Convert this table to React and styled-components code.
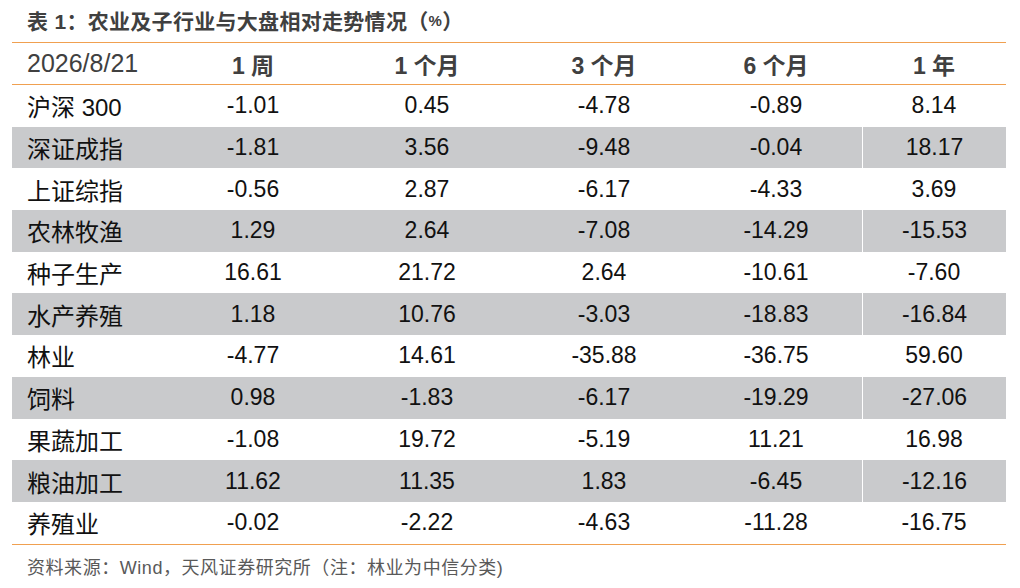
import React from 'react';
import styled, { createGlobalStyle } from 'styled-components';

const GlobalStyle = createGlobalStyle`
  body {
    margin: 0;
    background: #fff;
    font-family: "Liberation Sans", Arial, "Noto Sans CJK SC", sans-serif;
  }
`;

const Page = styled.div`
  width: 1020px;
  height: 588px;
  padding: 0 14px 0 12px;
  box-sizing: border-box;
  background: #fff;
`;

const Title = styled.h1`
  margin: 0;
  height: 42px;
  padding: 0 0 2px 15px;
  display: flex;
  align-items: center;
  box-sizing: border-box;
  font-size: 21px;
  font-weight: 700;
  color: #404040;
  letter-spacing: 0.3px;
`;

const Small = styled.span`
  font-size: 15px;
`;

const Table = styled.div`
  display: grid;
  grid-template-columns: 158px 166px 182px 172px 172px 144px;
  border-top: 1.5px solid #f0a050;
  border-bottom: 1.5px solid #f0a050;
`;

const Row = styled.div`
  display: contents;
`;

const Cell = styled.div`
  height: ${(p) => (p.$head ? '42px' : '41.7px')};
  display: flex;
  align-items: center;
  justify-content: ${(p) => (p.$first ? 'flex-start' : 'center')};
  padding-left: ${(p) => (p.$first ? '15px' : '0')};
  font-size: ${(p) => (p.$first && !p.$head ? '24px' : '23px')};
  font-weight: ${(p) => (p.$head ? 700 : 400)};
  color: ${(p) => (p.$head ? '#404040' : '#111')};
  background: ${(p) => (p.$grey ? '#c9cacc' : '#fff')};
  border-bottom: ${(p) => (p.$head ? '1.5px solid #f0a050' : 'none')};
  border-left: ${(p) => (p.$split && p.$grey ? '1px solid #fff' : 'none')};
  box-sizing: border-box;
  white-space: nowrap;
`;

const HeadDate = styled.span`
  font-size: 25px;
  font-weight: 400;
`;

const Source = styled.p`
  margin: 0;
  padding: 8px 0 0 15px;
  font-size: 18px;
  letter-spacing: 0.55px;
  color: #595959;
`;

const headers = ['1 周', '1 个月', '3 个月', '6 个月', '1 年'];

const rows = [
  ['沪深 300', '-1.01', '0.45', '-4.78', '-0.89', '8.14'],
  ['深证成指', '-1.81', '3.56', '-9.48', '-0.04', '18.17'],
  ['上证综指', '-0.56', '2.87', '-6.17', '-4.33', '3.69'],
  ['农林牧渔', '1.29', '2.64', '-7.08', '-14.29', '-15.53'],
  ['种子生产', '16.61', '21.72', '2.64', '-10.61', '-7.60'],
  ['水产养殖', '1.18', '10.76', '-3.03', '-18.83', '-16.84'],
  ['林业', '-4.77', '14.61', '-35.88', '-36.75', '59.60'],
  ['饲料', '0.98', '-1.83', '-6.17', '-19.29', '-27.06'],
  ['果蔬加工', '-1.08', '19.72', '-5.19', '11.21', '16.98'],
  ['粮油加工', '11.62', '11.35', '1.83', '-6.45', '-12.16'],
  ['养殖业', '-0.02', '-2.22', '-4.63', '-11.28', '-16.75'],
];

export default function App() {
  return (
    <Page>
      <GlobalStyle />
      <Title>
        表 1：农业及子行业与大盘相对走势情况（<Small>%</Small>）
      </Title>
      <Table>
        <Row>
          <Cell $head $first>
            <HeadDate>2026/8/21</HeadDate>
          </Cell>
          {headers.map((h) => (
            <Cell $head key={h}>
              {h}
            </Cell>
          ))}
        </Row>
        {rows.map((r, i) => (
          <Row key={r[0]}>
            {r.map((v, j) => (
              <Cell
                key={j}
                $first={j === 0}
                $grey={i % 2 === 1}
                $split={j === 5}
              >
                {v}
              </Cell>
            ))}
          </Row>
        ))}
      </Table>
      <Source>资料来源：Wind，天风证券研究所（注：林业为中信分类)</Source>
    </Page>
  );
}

---

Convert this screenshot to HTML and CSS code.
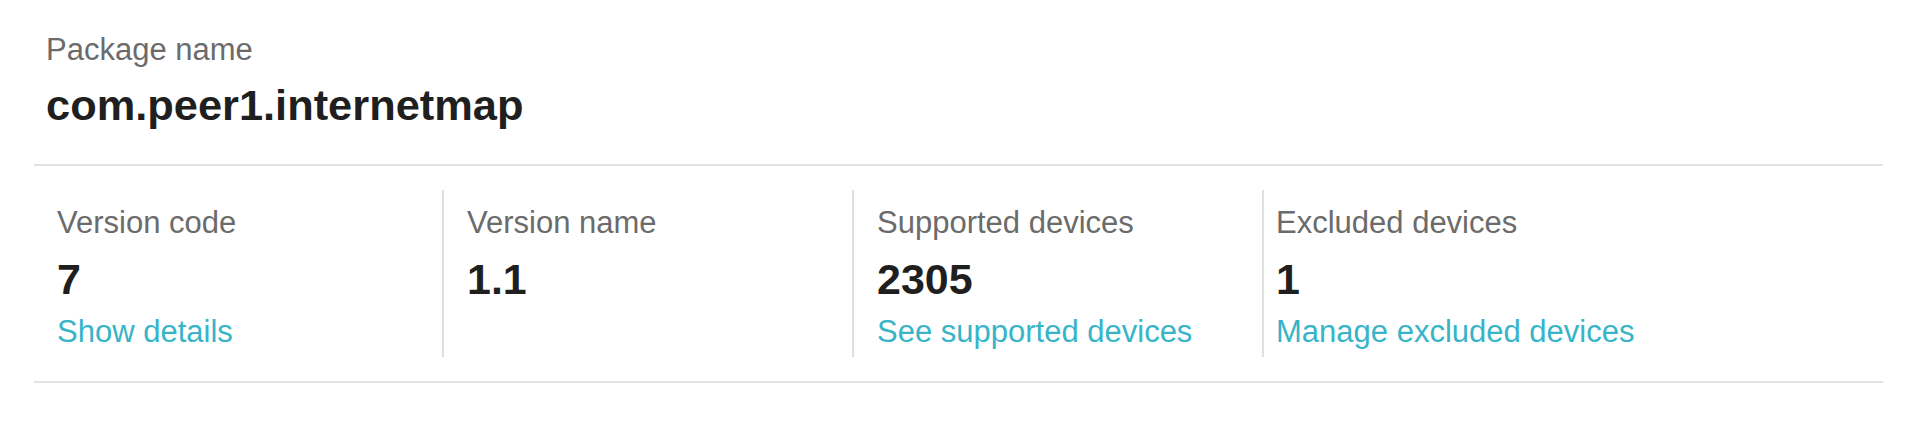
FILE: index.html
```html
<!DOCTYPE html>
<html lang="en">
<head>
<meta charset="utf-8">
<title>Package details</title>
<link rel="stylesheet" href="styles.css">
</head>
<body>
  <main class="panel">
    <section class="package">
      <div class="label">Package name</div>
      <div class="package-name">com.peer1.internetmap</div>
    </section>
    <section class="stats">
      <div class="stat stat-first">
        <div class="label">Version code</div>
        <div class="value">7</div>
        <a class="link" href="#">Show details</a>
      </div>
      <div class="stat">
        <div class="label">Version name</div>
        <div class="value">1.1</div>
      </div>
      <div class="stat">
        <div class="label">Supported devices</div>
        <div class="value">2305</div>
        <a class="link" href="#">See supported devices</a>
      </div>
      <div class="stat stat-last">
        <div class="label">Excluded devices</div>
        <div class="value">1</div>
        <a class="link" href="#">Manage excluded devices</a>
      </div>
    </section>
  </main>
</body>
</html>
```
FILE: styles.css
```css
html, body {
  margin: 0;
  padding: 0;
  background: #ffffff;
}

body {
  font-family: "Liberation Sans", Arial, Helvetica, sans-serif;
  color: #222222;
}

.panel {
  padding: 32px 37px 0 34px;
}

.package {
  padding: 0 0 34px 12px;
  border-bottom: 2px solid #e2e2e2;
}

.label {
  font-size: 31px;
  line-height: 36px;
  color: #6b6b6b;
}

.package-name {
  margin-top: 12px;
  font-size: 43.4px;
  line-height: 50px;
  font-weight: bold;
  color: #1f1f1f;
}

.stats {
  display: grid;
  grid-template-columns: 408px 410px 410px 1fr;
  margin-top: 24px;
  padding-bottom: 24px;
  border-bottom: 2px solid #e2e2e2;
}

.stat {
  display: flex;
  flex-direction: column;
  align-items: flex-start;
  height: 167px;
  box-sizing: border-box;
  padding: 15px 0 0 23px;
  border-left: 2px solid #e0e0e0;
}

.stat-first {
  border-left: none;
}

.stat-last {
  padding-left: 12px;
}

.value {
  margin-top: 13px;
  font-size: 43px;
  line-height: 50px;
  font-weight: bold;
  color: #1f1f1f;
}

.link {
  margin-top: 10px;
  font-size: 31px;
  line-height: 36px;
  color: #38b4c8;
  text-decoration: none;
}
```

▶ [Aim of the task]
Each line in the listing above either holds the string "React" or does not; state how many do, giving the number only.

▶ [Result of the task]
2